▶ **Instruction**
Starting at the line containing "Reproduce this screenshot" and ending at the line containing "import React from 'react';", reproduce each line exactly as written, with both end lines included and all pictures omitted.

▶ **The data**
+++
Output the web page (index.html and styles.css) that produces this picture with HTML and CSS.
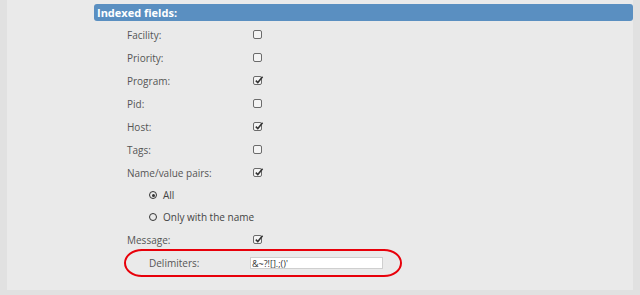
FILE: index.html
```html
<!DOCTYPE html>
<html lang="en">
<head>
    <meta charset="UTF-8">
    <title>Indexed fields</title>
    <link rel="stylesheet" href="styles.css">
</head>
<body>
    <div class="panel">
        <div class="section-title">Indexed fields:</div>

        <div class="fields">
            <div class="field-row">
                <span class="field-label">Facility:</span>
                <span class="check"></span>
            </div>
            <div class="field-row">
                <span class="field-label">Priority:</span>
                <span class="check"></span>
            </div>
            <div class="field-row">
                <span class="field-label">Program:</span>
                <span class="check checked"><svg viewBox="0 0 9 9"><path d="M1.8 4.6 L3.8 6.6 L8.6 0.8" /></svg></span>
            </div>
            <div class="field-row">
                <span class="field-label">Pid:</span>
                <span class="check"></span>
            </div>
            <div class="field-row">
                <span class="field-label">Host:</span>
                <span class="check checked"><svg viewBox="0 0 9 9"><path d="M1.8 4.6 L3.8 6.6 L8.6 0.8" /></svg></span>
            </div>
            <div class="field-row">
                <span class="field-label">Tags:</span>
                <span class="check"></span>
            </div>
            <div class="field-row">
                <span class="field-label">Name/value pairs:</span>
                <span class="check checked"><svg viewBox="0 0 9 9"><path d="M1.8 4.6 L3.8 6.6 L8.6 0.8" /></svg></span>
            </div>
            <div class="radio-row">
                <span class="radio selected"></span>
                <span>All</span>
            </div>
            <div class="radio-row">
                <span class="radio"></span>
                <span>Only with the name</span>
            </div>
            <div class="field-row">
                <span class="field-label">Message:</span>
                <span class="check checked"><svg viewBox="0 0 9 9"><path d="M1.8 4.6 L3.8 6.6 L8.6 0.8" /></svg></span>
            </div>

            <!-- highlighted row -->
            <div class="delimiters">
                <span class="field-label">Delimiters:</span>
                <input class="text-input" type="text" value="&amp;~?![].;()'">
            </div>
        </div>
    </div>
</body>
</html>
```

FILE: styles.css
```css
/* Reset */
* {
    margin: 0;
    padding: 0;
    box-sizing: border-box;
}

body {
    background-color: #e1e1e1;
    font-family: 'Open Sans', sans-serif;
    font-size: 10px;
    color: #555;
}

.panel {
    margin-left: 7px;
    width: 626px;
    height: 290px;
    background-color: #eaeaea;
    padding-top: 4px;
}

/* Blue header bar */
.section-title {
    margin-left: 87px;
    height: 17px;
    line-height: 17px;
    padding-left: 3px;
    background-color: #5a8fc1;
    border-radius: 3px;
    color: #fff;
    font-weight: 700;
    font-size: 11px;
    margin-bottom: 2px;
}

.fields {
    padding-left: 120px;
}

.field-row {
    display: grid;
    grid-template-columns: 126px auto;
    align-items: center;
    height: 23px;
}

/* Checkboxes */
.check {
    display: block;
    width: 9px;
    height: 9px;
    border: 1px solid #6b6b6b;
    border-radius: 2px;
    background-color: #f4f4f4;
    position: relative;
}

.check svg {
    position: absolute;
    left: 0;
    top: -1px;
    width: 9px;
    height: 9px;
    overflow: visible;
}

.check svg path {
    fill: none;
    stroke: #333;
    stroke-width: 1.5;
}

/* Radio options */
.radio-row {
    display: flex;
    align-items: center;
    gap: 6px;
    height: 22px;
    padding-left: 22px;
    color: #444;
}

.radio {
    width: 8px;
    height: 8px;
    border: 1.5px solid #333;
    border-radius: 50%;
    display: flex;
    align-items: center;
    justify-content: center;
}

.radio.selected::after {
    content: '';
    width: 3px;
    height: 3px;
    border-radius: 50%;
    background-color: #333;
}

/* Delimiters row with red marker */
.delimiters {
    display: grid;
    grid-template-columns: 101px auto;
    align-items: center;
    margin-left: -3px;
    margin-top: -2px;
    width: 278px;
    height: 28px;
    padding-left: 23px;
    border: 2px solid #e8000a;
    border-radius: 18px / 14px;
}

.text-input {
    width: 133px;
    height: 12px;
    border: 1px solid #cfcfcf;
    background-color: #fff;
    font-family: 'Open Sans', sans-serif;
    font-size: 9px;
    line-height: 10px;
    color: #333;
    padding: 0 1px;
    outline: none;
}
```
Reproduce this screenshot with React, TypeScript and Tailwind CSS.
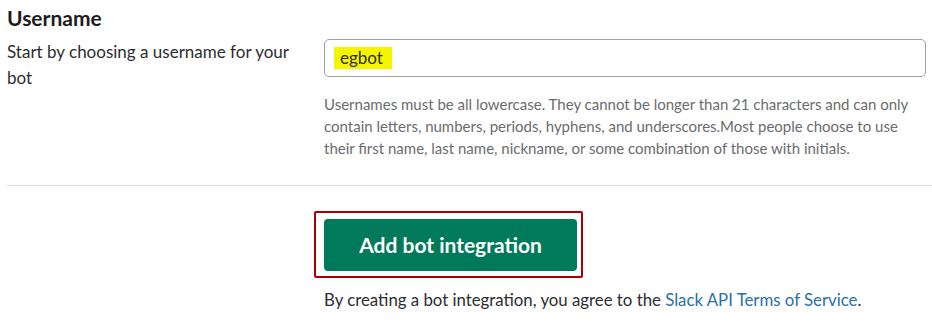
import React from 'react';

export default function App() {
  return (
    <div className="w-[932px] h-[322px] bg-white overflow-hidden font-['Lato','Liberation_Sans',sans-serif] text-[#2c2d30]">
      {/* Username field */}
      <div className="pl-[7px] pt-[3px]">
        <h3 className="text-[21px] leading-[29px] font-bold text-[#1d1c1d]">Username</h3>
        <div className="mt-[7px] grid grid-cols-[317px_602px]">
          <p className="text-[17px] leading-[26px] pr-[20px]">
            Start by choosing a username for your bot
          </p>
          <div>
            <div className="h-[38px] flex items-center pl-[9px] border border-[#a0a0a0] rounded-[5px]">
              <span className="inline-block bg-[#f5f500] pl-[6px] pr-[9px] text-[17px] leading-[22px] text-[#2c2d30]">
                egbot
              </span>
            </div>
            <p className="mt-[16px] pr-[8px] text-[15px] leading-[22px] text-[#6b6c6e]">
              Usernames must be all lowercase. They cannot be longer than 21 characters and can only
              contain letters, numbers, periods, hyphens, and underscores.Most people choose to use
              their first name, last name, nickname, or some combination of those with initials.
            </p>
          </div>
        </div>
      </div>

      <div className="mt-[26px] ml-[7px] border-t border-[#dddddd]" />

      {/* Submit */}
      <div className="mt-[25px] flex flex-col">
        <div className="ml-[314px] w-[269px] border-2 border-[#a80000] rounded-[2px] pt-[6px] pl-[8px] pr-[4px] pb-[5px]">
          <button className="w-[253px] h-[52px] rounded-[4px] bg-[#007a5a] text-white text-[21px] font-bold">
            Add bot integration
          </button>
        </div>
        <p className="mt-[10px] ml-[324px] text-[16.8px] leading-[24px]">
          By creating a bot integration, you agree to the{' '}
          <a className="text-[#2a6fa8]">Slack API Terms of Service</a>.
        </p>
      </div>
    </div>
  );
}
+++
▶ **Correct answer**
Reproduce this screenshot with React, TypeScript and Tailwind CSS.
import React from 'react';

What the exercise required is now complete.